A divorce is the termination of a marriage by legal action, requiring a petition or complaint for divorce (or dissolution in some states) by one party. The state of Wisconsin is a no-fault divorce state, which is referred to as a separation decree; the right to cohabitation is terminated but the marriage is undissolved and the status of the parties is not altered.
Child support guidelines exist under state laws, which vary by state, to require the non-custodial parent, under normal circumstances, to pay child support based on a percentage of net or gross income. Child support guidelines are based on income, not expenses. The percentage of support is calculated based on the total number of children for which a parent has an obligation to support.

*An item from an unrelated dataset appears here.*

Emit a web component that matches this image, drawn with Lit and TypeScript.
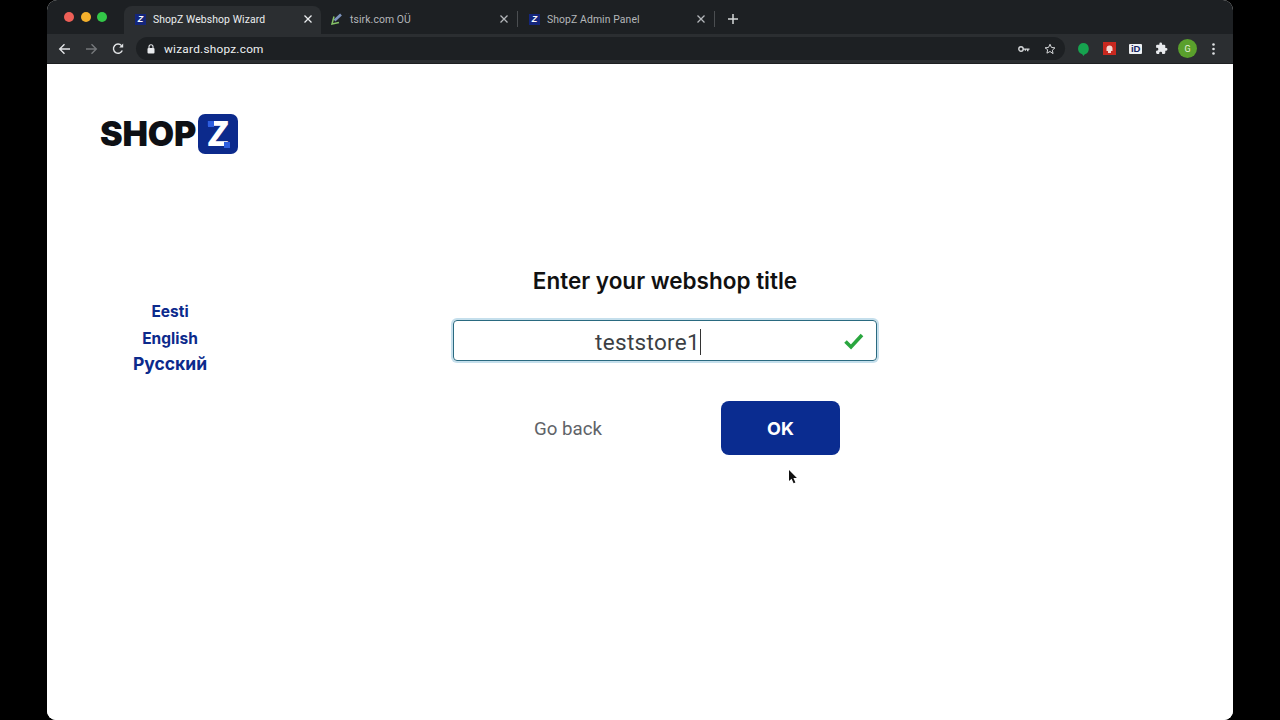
import { LitElement, html, css } from "lit";
import { customElement } from "lit/decorators.js";

const zFav = html`<span class="fav"><span>Z</span></span>`;
const closeX = html`<svg class="x" width="10" height="10" viewBox="0 0 10 10"><path d="M1.500 1.500l7 7M8.500 1.500l-7 7" stroke="currentColor" stroke-width="1.300" fill="none"/></svg>`;

@customElement("app-root")
export class AppRoot extends LitElement {
  static styles = css`
    :host { display: block; width: 1280px; height: 720px; background: #000; font-family: "Liberation Sans", Arial, sans-serif; overflow: hidden; position: relative; }
    .win { margin-left: 47px; width: 1186px; height: 720px; display: flex; flex-direction: column; border-radius: 10px 10px 9px 9px; overflow: hidden; background: #fff; }
    .strip { height: 34px; background: #1d2023; display: flex; align-items: flex-end; flex: none; }
    .lights { width: 77px; height: 34px; flex: none; display: flex; gap: 6.500px; padding: 12px 0 0 17px; box-sizing: border-box; }
    .lights i { width: 10px; height: 10px; border-radius: 50%; display: block; }
    .tab { height: 28px; width: 197px; flex: none; display: flex; align-items: center; box-sizing: border-box; padding: 0 8px 2px 11px; color: #b4b7ba; font: 400 10.400px "Roboto", sans-serif; position: relative; letter-spacing: .1px; }
    .tab.active { background: #2b2e31; color: #eceef0; border-radius: 8px 8px 0 0; }
    .tab.plain { width: 196px; }
    .tab.site { padding-left: 8px; }
    .tab .name { flex: 1; margin-left: 7px; white-space: nowrap; }
    .tab .x { flex: none; }
    .sep { width: 1px; height: 16px; background: #4b4e51; flex: none; margin-bottom: 7px; }
    .fav { width: 11px; height: 11px; background: #14267c; color: #fff; display: flex; align-items: center; justify-content: center; font: italic 700 9px "Liberation Sans", sans-serif; flex: none; }
    .plus { margin: 0 0 7px 12px; display: flex; height: 16px; align-items: center; }
    .bar { height: 30px; background: #2b2e31; display: flex; align-items: center; flex: none; box-sizing: border-box; padding-left: 11px; border-bottom: 1px solid #1d1f21; }
    .nav { display: flex; gap: 14px; flex: none; align-items: center; }
    .omni { margin-left: 12px; width: 929px; height: 23px; border-radius: 11.500px; background: #1d2023; display: flex; align-items: center; box-sizing: border-box; padding: 0 9px 0 11px; color: #eef0f2; font: 400 11.800px "Roboto", sans-serif; letter-spacing: .25px; flex: none; }
    .omni .url { flex: 1; margin-left: 9px; }
    .omni .r { display: flex; gap: 14px; align-items: center; }
    .exts { display: flex; align-items: center; margin-left: 11px; gap: 13px; }
    .id { width: 13px; height: 10px; margin-left: 0; background: #eef0f3; border-radius: 1px; color: #14235f; font: 700 9.500px/10px "Liberation Sans", sans-serif; text-align: center; letter-spacing: -.3px; }
    .avatar { width: 19px; height: 19px; margin-left: -3px; border-radius: 50%; background: #5aa02c; color: #e4efdc; font: 400 9px "Roboto", sans-serif; display: flex; align-items: center; justify-content: center; }
    .dots { margin-left: 2px; }
    .page { flex: 1; background: #fff; box-sizing: border-box; padding: 50px 0 0 53px; }
    .logo { display: flex; align-items: center; height: 40px; }
    .shop { width: 98px; flex: none; font: 900 34px "Inter", "Liberation Sans", sans-serif; color: #0e1015; letter-spacing: -.2px; line-height: 40px; white-space: nowrap; }
    .badge { width: 40px; height: 40px; border-radius: 7px; background: #0c2a8c; color: #fff; position: relative; display: flex; align-items: center; justify-content: center; font: 800 34px "Inter", sans-serif; line-height: 40px; }
    .badge i { position: absolute; width: 6px; height: 6px; background: #2f5fe0; }
    .badge .tl { left: 10px; top: 7px; }
    .badge .br { left: 26px; top: 28px; }
    .main { display: flex; margin-top: 112px; }
    .langs { width: 140px; flex: none; margin-top: 33px; display: flex; flex-direction: column; align-items: center; color: #0c2a8c; font: 700 15.500px/26.500px "Inter", sans-serif; }
    .langs .ru { font-size: 17.500px; margin-top: -1px; }
    .form { margin-left: 213px; width: 424px; flex: none; display: flex; flex-direction: column; }
    h1 { margin: 0; font: 600 22.500px/30px "Inter", sans-serif; color: #111; text-align: center; }
    .input { margin-top: 24px; height: 41px; box-sizing: border-box; border: 1px solid #2a6a80; border-radius: 4px; box-shadow: 0 0 0 2px #c5dfec; display: flex; align-items: center; justify-content: center; padding: 2px 34px 0 0; position: relative; color: #3c3f44; font: 400 22.500px "Roboto", sans-serif; letter-spacing: .3px; }
    .caret { width: 1px; height: 26px; background: #333; }
    .check { position: absolute; right: 11px; top: 9px; }
    .actions { margin-top: 40px; display: flex; align-items: center; }
    .back { margin-left: 81px; width: 187px; padding-top: 1px; color: #606368; font: 400 18.700px "Roboto", sans-serif; }
    .ok { width: 119px; height: 54px; border-radius: 8px; background: #0a2c90; color: #fff; font: 700 18px "Inter", sans-serif; border: none; padding: 0; }
    .cursor { position: absolute; left: 788px; top: 470px; }
    .l1 { background: #ed5f57; } .l2 { background: #f4b02c; } .l3 { background: #33c748; }
  `;

  render() {
    return html`
      <div class="win">
        <div class="strip">
          <div class="lights"><i class="l1"></i><i class="l2"></i><i class="l3"></i></div>
          <div class="tab active">${zFav}<span class="name">ShopZ Webshop Wizard</span>${closeX}</div>
          <div class="tab plain site">
            <svg width="14" height="14" viewBox="0 0 14 14"><path d="M5.500 8.500L12 2.500" stroke="#7d93bd" stroke-width="2.600" fill="none"/><path d="M5 4.500L3 12l7-1.500" stroke="#86c267" stroke-width="1.500" fill="none"/></svg>
            <span class="name">tsirk.com OÜ</span>${closeX}
          </div>
          <div class="sep"></div>
          <div class="tab plain">${zFav}<span class="name">ShopZ Admin Panel</span>${closeX}</div>
          <div class="sep"></div>
          <div class="plus"><svg width="12" height="12" viewBox="0 0 12 12"><path d="M6 1v10M1 6h10" stroke="#d5d7d9" stroke-width="1.500"/></svg></div>
        </div>
        <div class="bar">
          <div class="nav">
            <svg width="13" height="12" viewBox="0 0 13 12"><path d="M12 6H2M6.500 1.200L1.700 6l4.800 4.800" fill="none" stroke="#e2e4e6" stroke-width="1.400"/></svg>
            <svg width="13" height="12" viewBox="0 0 13 12"><path d="M1 6h10M6.500 1.200L11.300 6l-4.800 4.800" fill="none" stroke="#74777a" stroke-width="1.400"/></svg>
            <svg width="12" height="12" viewBox="0 0 12 12"><path d="M10.300 7.500A4.600 4.600 0 1 1 9.500 2.600" fill="none" stroke="#e2e4e6" stroke-width="1.400"/><path d="M11.200.6v4h-4z" fill="#e2e4e6"/></svg>
          </div>
          <div class="omni">
            <svg width="8" height="10" viewBox="0 0 8 10"><rect x="0.500" y="4" width="7" height="5.600" rx="1" fill="#e8eaed"/><path d="M2 4.500V2.800a2 2 0 0 1 4 0v1.700" fill="none" stroke="#e8eaed" stroke-width="1.100"/></svg>
            <span class="url">wizard.shopz.com</span>
            <span class="r">
              <svg width="12" height="8" viewBox="0 0 12 8"><circle cx="3" cy="4" r="2.200" fill="none" stroke="#d5d7d9" stroke-width="1.400"/><path d="M5 3.400h6.500v1.400h-1v1.400H9V4.800H8v1H6.800v-1H5z" fill="#d5d7d9"/></svg>
              <svg width="12" height="12" viewBox="0 0 24 24"><path d="M12 2.500l2.900 6.400 7 .8-5.200 4.700 1.400 6.900L12 17l-6.100 3.300 1.400-6.900L2.100 9.700l7-.8z" fill="none" stroke="#d5d7d9" stroke-width="2"/></svg>
            </span>
          </div>
          <div class="exts">
            <svg width="14" height="14" viewBox="0 0 14 14"><path d="M7 1a5.800 5.800 0 0 1 1.500 11.400L7.500 14l-1.300-1.700A5.800 5.800 0 0 1 7 1z" fill="#16a34f"/></svg>
            <svg width="13" height="13" viewBox="0 0 13 13"><rect width="13" height="13" fill="#c8281f"/><path d="M3.500 6.500a3 3 0 0 1 6 0v2.500h-6z" fill="#f3d7d2"/><rect x="5" y="9" width="3" height="2" fill="#f3d7d2"/></svg>
            <div class="id">iD</div>
            <svg width="13" height="13" viewBox="0 0 24 24"><path fill="#e8eaed" d="M20.500 11H19V7a2 2 0 0 0-2-2h-4V3.500a2.500 2.500 0 0 0-5 0V5H4a2 2 0 0 0-2 2v3.800h1.500a2.700 2.700 0 0 1 0 5.400H2V20a2 2 0 0 0 2 2h3.800v-1.500a2.700 2.700 0 0 1 5.400 0V22H17a2 2 0 0 0 2-2v-4h1.500a2.500 2.500 0 0 0 0-5z"/></svg>
            <div class="avatar">G</div>
            <svg class="dots" width="3" height="12" viewBox="0 0 3 12"><circle cx="1.500" cy="1.500" r="1.300" fill="#e0e2e4"/><circle cx="1.500" cy="6" r="1.300" fill="#e0e2e4"/><circle cx="1.500" cy="10.500" r="1.300" fill="#e0e2e4"/></svg>
          </div>
        </div>
        <div class="page">
          <div class="logo">
            <span class="shop">SHOP</span>
            <span class="badge">Z<i class="tl"></i><i class="br"></i></span>
          </div>
          <div class="main">
            <div class="langs"><span>Eesti</span><span>English</span><span class="ru">Русский</span></div>
            <div class="form">
              <h1>Enter your webshop title</h1>
              <div class="input">
                <span>teststore1</span><span class="caret"></span>
                <svg class="check" width="22" height="22" viewBox="0 0 22 22"><path d="M2.500 11.500l5.500 5.500L19 5" fill="none" stroke="#2aa63f" stroke-width="3.600"/></svg>
              </div>
              <div class="actions">
                <span class="back">Go back</span>
                <button class="ok">OK</button>
              </div>
            </div>
          </div>
        </div>
      </div>
      <svg class="cursor" width="11" height="15" viewBox="0 0 11 15"><path d="M1 0l0 11 2.600-2.300 2 4.600 1.800-.8-2-4.400 3.500-.1z" fill="#111"/></svg>
    `;
  }
}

Some state guidelines provide an adjustment for work-related child care costs.
There are two kinds of custody: legal custody and physical custody. Custody battles most often arise in a divorce or separation, requiring a court’s determination of which parent, relative or other adult should have physical and/or legal control and responsibility for a minor (child) under 18. When both parents share custody of a child after a divorce it is called joint custody. Joint custody may be either legal or physical custody. Physical custody, designates where the child will actually live, whereas legal custody gives the custodial person(s) the right to make decisions for the child’s welfare. Child custody can be decided by a local court in a divorce or if a child, relative, close friend or state agency questions whether one or both parents is unfit, absent, dead, in prison or dangerous to the child’s well-being. In such cases custody can be awarded to a grandparent or other relative, a foster parent or an orphanage or other organization or institution.
A premarital agreement is a written contract created by two people planning to be married. The agreement typically lists all of the property each person owns, as well as their debts, and it specifies what each person’s property rights will be after they tie the knot. Premarital agreements often specify how property will be divided — and whether spousal support (alimony) will be paid — in the event of a divorce.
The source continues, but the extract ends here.